Long-Term Contracts and Access to Finance Favored over Subsidies
There was near unanimous consent that direct subsidies were an ineffective mechanism for incentivizing investment and that more stable, long-term power purchase agreements (PPAs) were a more effective tool. Participants emphasized that the short-term, unreliable quality of subsidies was

“I don’t believe in subsidies, I think things like long-term contracts… that’s a very monetizable contract, and it works remarkably effectively” 

 

Paul Zorner, Board Member, Godavari Biorefineries 

 

not compatible with the long-term structure of most energy investments. Joan Larrea of GEF stated “You can’t invest in a transaction based on subsidies. You want to give me a subsidy, I’ll take it, but I’ve already done all the math to figure out what happens when it goes away.” Instead of subsidies, participants spoke enthusiastically about the appeal of long-term PPAs and the game-changing effect that a standardization of these agreements would have. They also highlighted the critical need to dedicate public funds to developing and supporting access to finance on appropriate size, terms and rates along the supply chain – including innovative public sector tools that reduce the cost of capital and extend maturities.

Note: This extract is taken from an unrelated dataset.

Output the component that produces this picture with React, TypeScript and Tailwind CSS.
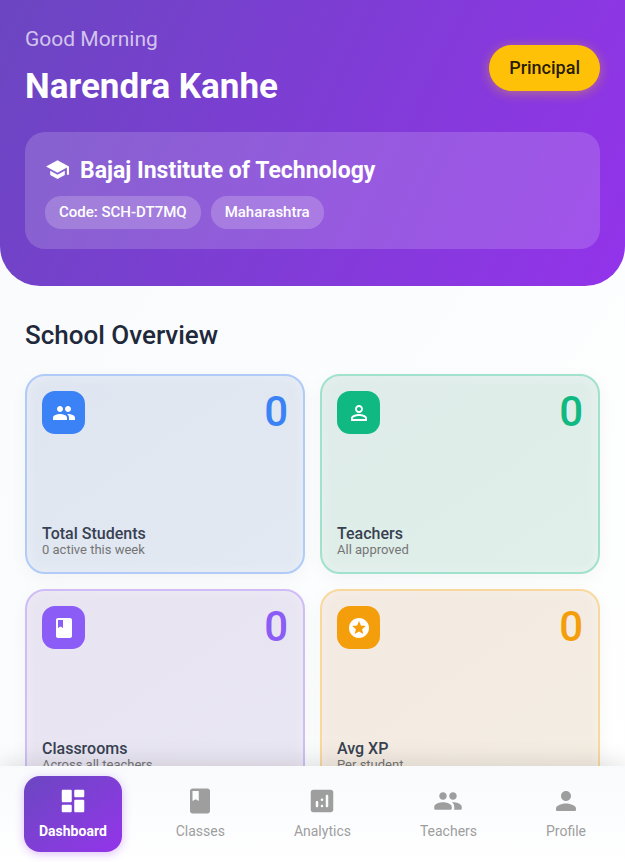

Robust Feasibility Studies, Technical Training Capacity, and R&D Investment

There was a tremendous amount of support for more feasibility studies and efforts to address technical training capacity and R&D needs in developing countries. While feasibility studies were frequently mentioned as vital, participants agreed that the high risk of this initial investment produced a lack of activity or inadequately funded studies that as a result, as Bill Bivins of One World Clean Energy opined, “are worthless.” The technical capacity of local partners was also frequently brought up, with participants mentioning the presence of technical expertise in the country as being critical to ensure both the operational success of the project and the ability to make projects bankable and achieve scale. Lastly, investment in piloting new technologies and supporting local innovation was seen as important in order help bring new technologies to market. 

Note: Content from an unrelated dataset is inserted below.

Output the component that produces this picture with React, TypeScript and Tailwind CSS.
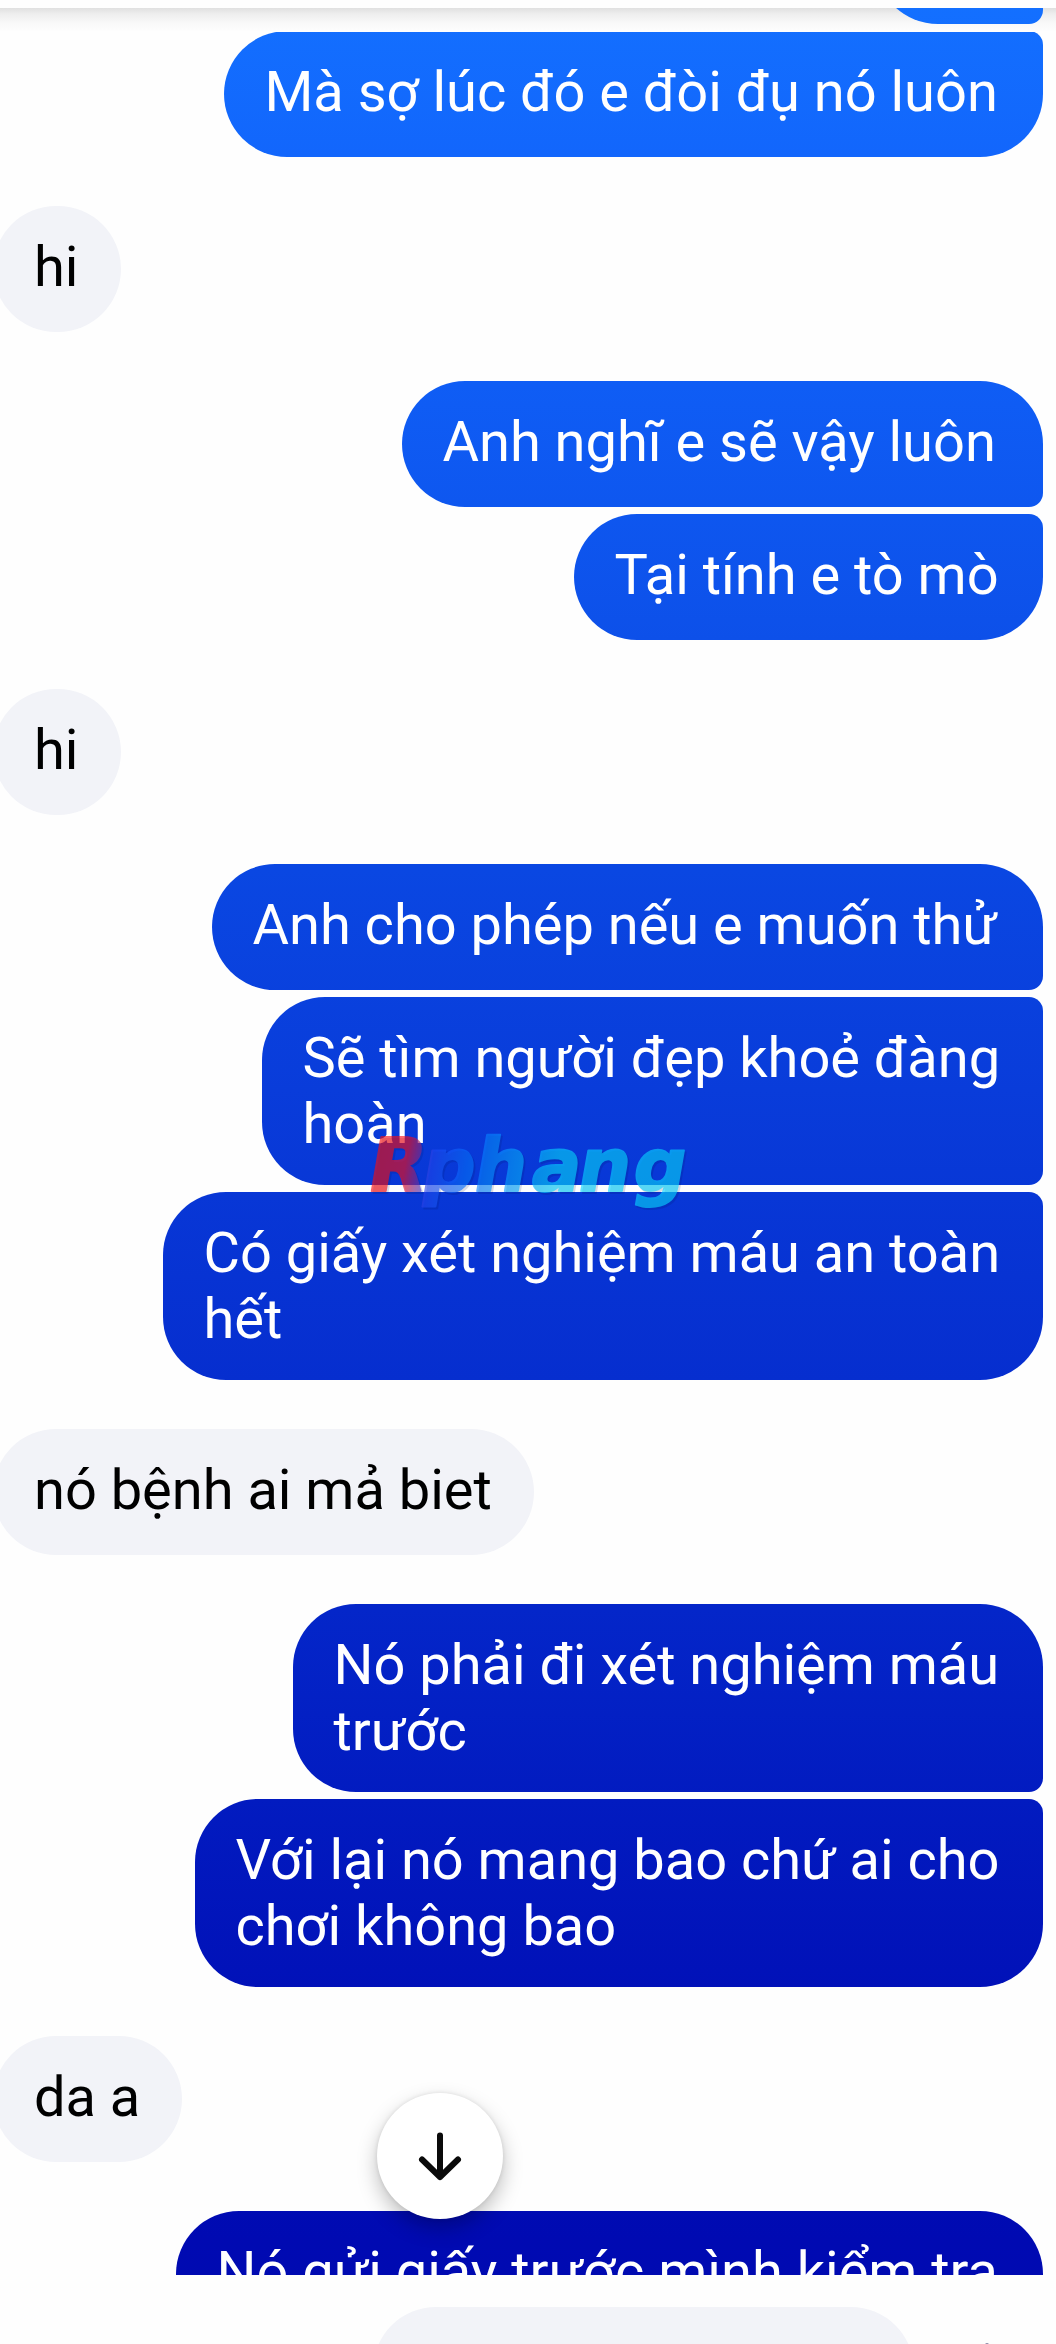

“One of the things that the government of Norway could do is, first of all, help the [developing country] governments develop a long-term energy policy, that could be one of the best things that they could do”

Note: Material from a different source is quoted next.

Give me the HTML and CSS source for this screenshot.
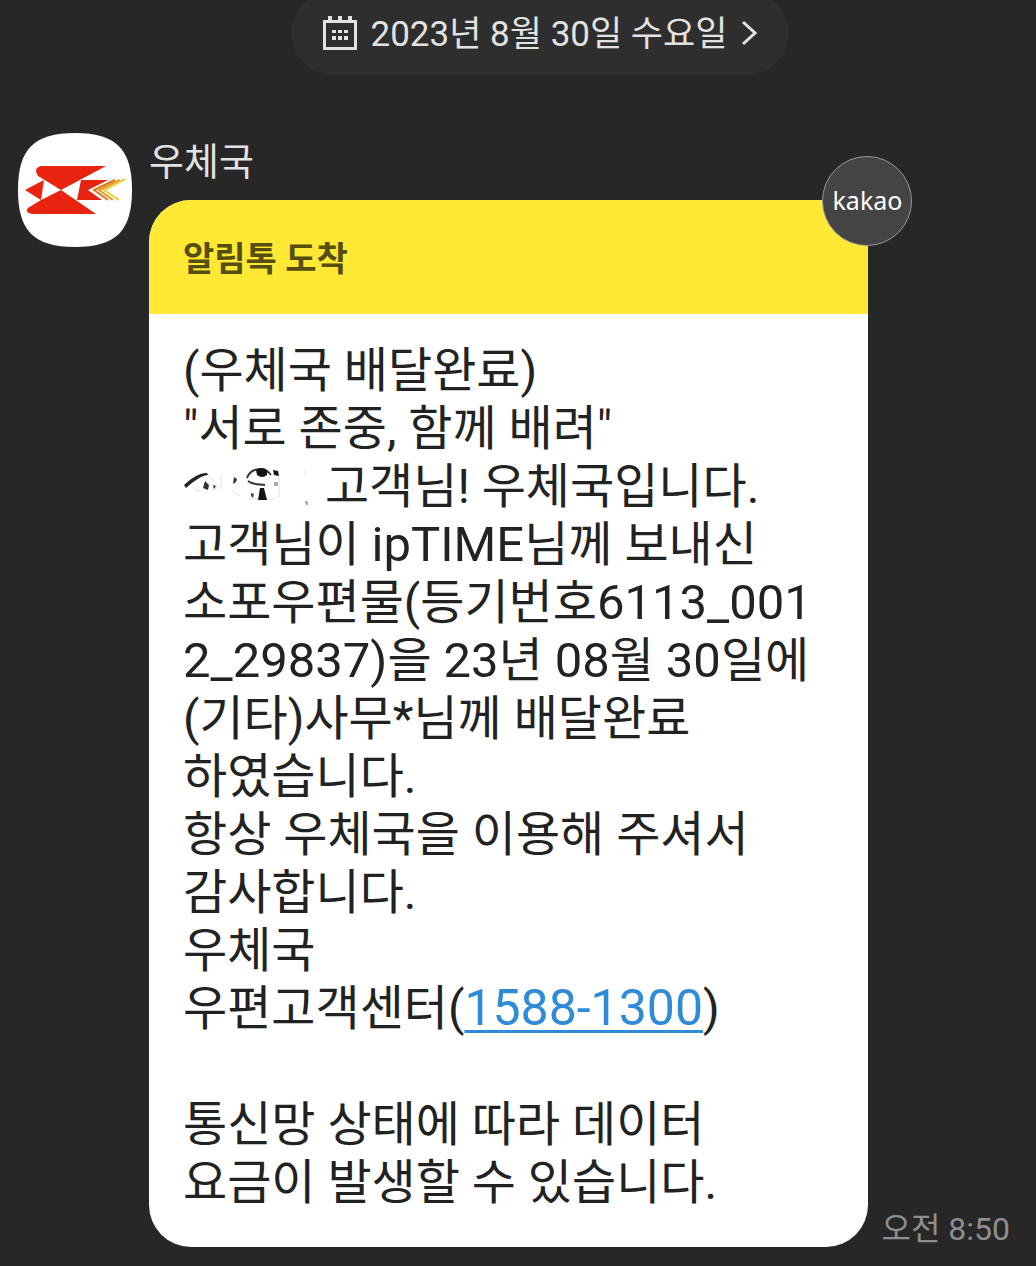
FILE: index.html
```html
<!DOCTYPE html>
<html lang="ko">
<head>
    <meta charset="UTF-8">
    <meta name="viewport" content="width=device-width, initial-scale=1.0">
    <link rel="stylesheet" href="styles.css">
    <title>우체국</title>
</head>
<body>
    <header class="date-bar">
        <button class="date-pill" type="button">
            <svg class="calendar" viewBox="0 0 34 34" aria-hidden="true">
                <path d="M1.5 5.5h31v27h-31z" fill="none" stroke="#e2e2e2" stroke-width="3"/>
                <path d="M5 0h4v5H5zM15 0h4v5h-4zM25 0h4v5h-4z" fill="#e2e2e2"/>
                <path d="M9 14h4v3H9zM15 14h4v3h-4zM21 14h4v3h-4zM9 20h4v4H9zM15 20h4v4h-4zM21 20h4v4h-4z" fill="#e2e2e2"/>
            </svg>
            <span class="date">2023년 8월 30일 수요일</span>
            <svg class="arrow" viewBox="0 0 16 26" aria-hidden="true">
                <path d="M2 2l12 11L2 24" fill="none" stroke="#e2e2e2" stroke-width="3"/>
            </svg>
        </button>
    </header>

    <main class="chat">
        <svg class="avatar" viewBox="0 0 114 114" role="img" aria-label="우체국">
            <path d="M57 0C98 0 114 16 114 57S98 114 57 114 0 98 0 57 16 0 57 0z" fill="#fff"/>
            <g fill="#e8230f">
                <path d="M23 33H88L43 57 20 43Q15 35 23 33z"/>
                <path d="M43 57L78 81H14Q6 79 10 75L23 67z"/>
                <path d="M7 57L26 47 23 67z"/>
                <path d="M63 47H90L70 57 84 67H59z"/>
            </g>
            <g fill="none" stroke-width="2">
                <path d="M97 47L76 57l14 10" stroke="#e2761c"/>
                <path d="M102 47L81 57l14 10" stroke="#dd9a22"/>
                <path d="M107 46L86 57l15 10" stroke="#f2cb3a"/>
            </g>
        </svg>

        <div class="content">
            <div class="sender">우체국</div>
            <div class="message">
                <article class="bubble">
                    <h1 class="bubble-title">알림톡 도착</h1>
                    <div class="badge">kakao</div>
                    <p class="text">
                        (우체국 배달완료)<br>
                        "서로 존중, 함께 배려"<br>
                        <svg class="erased" viewBox="0 0 130 40" aria-hidden="true">
                            <path d="M1 18C8 12 15 6 24 6l1 2C17 9 10 15 3 21z" fill="#222"/>
                            <path d="M25 8c4 2 6 8 10 9M10 20c2 3 5 4 9 4M28 24l8-5M38 8v14M50 22c0 6 4 5 7 7M66 32h27M96 8v22" fill="none" stroke="#dde4e4"/>
                            <path d="M22 14l4 4-1 5-5-2zM30 18l3 1-2 3zM51 10l3 2-1 3-3 2z" fill="#2b3434"/>
                            <path d="M64 11C67 2 80-2 88 8M65 14c5 4 10 3 17 4" fill="none" stroke="#333" stroke-width="2"/>
                            <path d="M73 3q6-4 11 0v5q-5 4-10 0zM90 3l5 1 1 5-5-1zM77 21h4l3 12h-9z" fill="#141414"/>
                            <path d="M68 26l3 1-1 4-2-2z" fill="#444"/>
                            <path d="M91 15h4v4h-4z" fill="#aaa"/>
                            <path d="M122 2v8" stroke="#eee"/>
                            <path d="M122 35h2v3" fill="none" stroke="#555"/>
                        </svg>
                        고객님! 우체국입니다.<br>
                        고객님이 <span class="latin">ipTIME</span>님께 보내신<br>
                        소포우편물(등기번호<span class="latin">6113_001</span><br>
                        <span class="latin">2_29837)</span>을 <span class="latin">23</span>년 <span class="latin">08</span>월 <span class="latin">30</span>일에<br>
                        (기타)사무*님께 배달완료<br>
                        하였습니다.<br>
                        항상 우체국을 이용해 주셔서<br>
                        감사합니다.<br>
                        우체국<br>
                        우편고객센터(<a class="phone" href="tel:1588-1300">1588-1300</a>)
                    </p>
                    <p class="text">
                        통신망 상태에 따라 데이터<br>
                        요금이 발생할 수 있습니다.
                    </p>
                </article>
                <time class="time" datetime="08:50">오전 8:50</time>
            </div>
        </div>
    </main>
</body>
</html>
```
FILE: styles.css
```css
body {
    margin: 0;
    background-color: #272727;
    color: #e2e2e2;
    font-family: Roboto, "Noto Sans CJK KR", sans-serif;
}

.date-bar {
    display: flex;
    justify-content: center;
    padding-left: 44px;
    margin-top: -9px;
}

.date-pill {
    display: flex;
    align-items: center;
    gap: 14px;
    height: 84px;
    padding: 0 32px;
    border: 0;
    border-radius: 42px;
    background-color: #2e2e2e;
    color: #e2e2e2;
    font-family: inherit;
    font-size: 35px;
    white-space: nowrap;
    cursor: pointer;
}

.date {
    padding-bottom: 6px;
}

.calendar {
    width: 34px;
    height: 34px;
}

.arrow {
    width: 16px;
    height: 26px;
}

.chat {
    display: flex;
    align-items: flex-start;
    gap: 17px;
    padding: 58px 26px 19px 18px;
}

.avatar {
    flex: none;
    width: 114px;
    height: 114px;
}

.content {
    flex: 1;
    min-width: 0;
}

.sender {
    height: 67px;
    line-height: 58px;
    font-size: 38px;
}

.message {
    display: flex;
    align-items: flex-end;
    gap: 13px;
}

.bubble {
    position: relative;
    flex: 1;
    padding-bottom: 35px;
    border-radius: 42px;
    background-color: #fff;
    color: #222;
}

.bubble-title {
    margin: 0 0 28px;
    padding: 4px 34px 0;
    border-radius: 42px 42px 0 0;
    background-color: #ffe935;
    color: #554e0c;
    font-size: 34px;
    line-height: 110px;
}

.badge {
    position: absolute;
    top: -44px;
    right: -44px;
    box-sizing: border-box;
    width: 90px;
    height: 90px;
    border: 1px solid #999;
    border-radius: 50%;
    background-color: #444;
    color: #fff;
    font-family: "Noto Sans", sans-serif;
    font-size: 25px;
    line-height: 86px;
    text-align: center;
}

.text {
    margin: 0 34px;
    font-size: 48px;
    line-height: 58px;
    white-space: nowrap;
}

.text + .text {
    margin-top: 58px;
}

.latin {
    font-size: 49px;
    line-height: 1;
}

.phone {
    color: #2f8bd8;
    font-size: 50px;
    line-height: 1;
    text-decoration-thickness: 3px;
    text-underline-offset: 5px;
}

.erased {
    width: 130px;
    height: 40px;
    vertical-align: -4px;
}

.time {
    color: #8e8e8e;
    font-size: 32px;
    line-height: 36px;
    white-space: nowrap;
}
```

- Michael Philipp, Chairman, Reykjavik Geothermal 

 

Session 3: Role of Energy+

The first two sessions of the event focused on identifying the incentives and conditions that are most attractive for private sector investors in renewable energy projects in developing countries. Drawing on these ideas, the third session identified ways in which Energy+ could address market barriers and develop appropriate incentives to attract private sector participation. Based on the ideas exchanged in this session, suggestions for Energy+’s involvement could be grouped into 4 main areas: supporting the development of national energy plans, providing accurate data-driven information on the investment climate for renewables in the chosen countries, encouraging regulatory reform and standardized contract structures, and increasing access to appropriate finance

 

Private sector participants suggested that an important role for Energy+ would be in helping in the development of a national energy strategy. Based on this feedback, Energy + could:

  • Provide data to facilitate mapping of opportunities and risks
  • Encourage the formulation of national energy plans with a results-based financing approach
  • Provide technical support and assistance in the planning and drafting of a plan that has clearly defined goals and policy levers, such as a RPS standard
  • Share expertise and international best practices regarding policies that will incentivize the use of renewables

 

Participants emphasized that Energy+ could play an important role in gathering and disseminating information necessary to make investment decisions and design successful projects. Given the critical role and dearth of accurate information from which to make investment decisions, Energy+ could:

  • Invest in co-financing pilot projects or demos and disseminate information on project successes to facilitate the learning process and enable modest replication
  • Develop a climate registry with a function that matches financing and technical needs with public and private resources
  • “The key issue is… mechanisms to reduce the bureaucratic obstacles, uncertainties and time delays. There are places where from the minute you make an application to the minute you start construction, it can take 3-4 years. This is totally unacceptable.”

    - Dr. Alexander Papalexopoulos, President and CEO, ECCO International 

    Establish a database for tracking the flows of public money in order to figure out what works, what doesn’t, and where the gaps are

 

Participants also observed that Energy+ could support the development of a regulatory framework for investments and contracts. Energy+ could pursue this through:

  • Providing technical assistance to set up a one stop shop or fast tracking for project approval, permits, licensing and land leasing
  • Encouraging unbundling of the power sector to level the playing field and create a competitive market
  • Facilitating the development and implementation of standardized PPAs
  • Encouraging rules and mechanisms of contract compliance to support public private partnerships
  • Sharing of expertise on developing a legal framework with compliance mechanisms

 

Participants stressed the need to explore innovative and alternative financing models that are better

able to address the risks associated with energy investments in developing countries. Specific models

suggested that Energy+ could explore include:

  • Zero-interest loans, which allow private developers to only pay the principal on loans they take out for renewable projects
  • Extended maturity loans, which give private sector investors the option to transfer a loan after a shorter-term if they desire
  • Reverse seed investments, which finance feasibility studies and are required to be paid back only if a project is successful

 

This session closed with remarks from Amb. Carlos Pascual, recently appointed Special Envoy and Coordinator for International Energy Affairs for the Department of State. He spoke briefly about his new role and the greater emphasis that the State Department is now placing on energy security and development. He also touched on some key considerations to keep in mind when developing renewables projects, one of which was the issue of commercial viability in addition to environmental sustainability.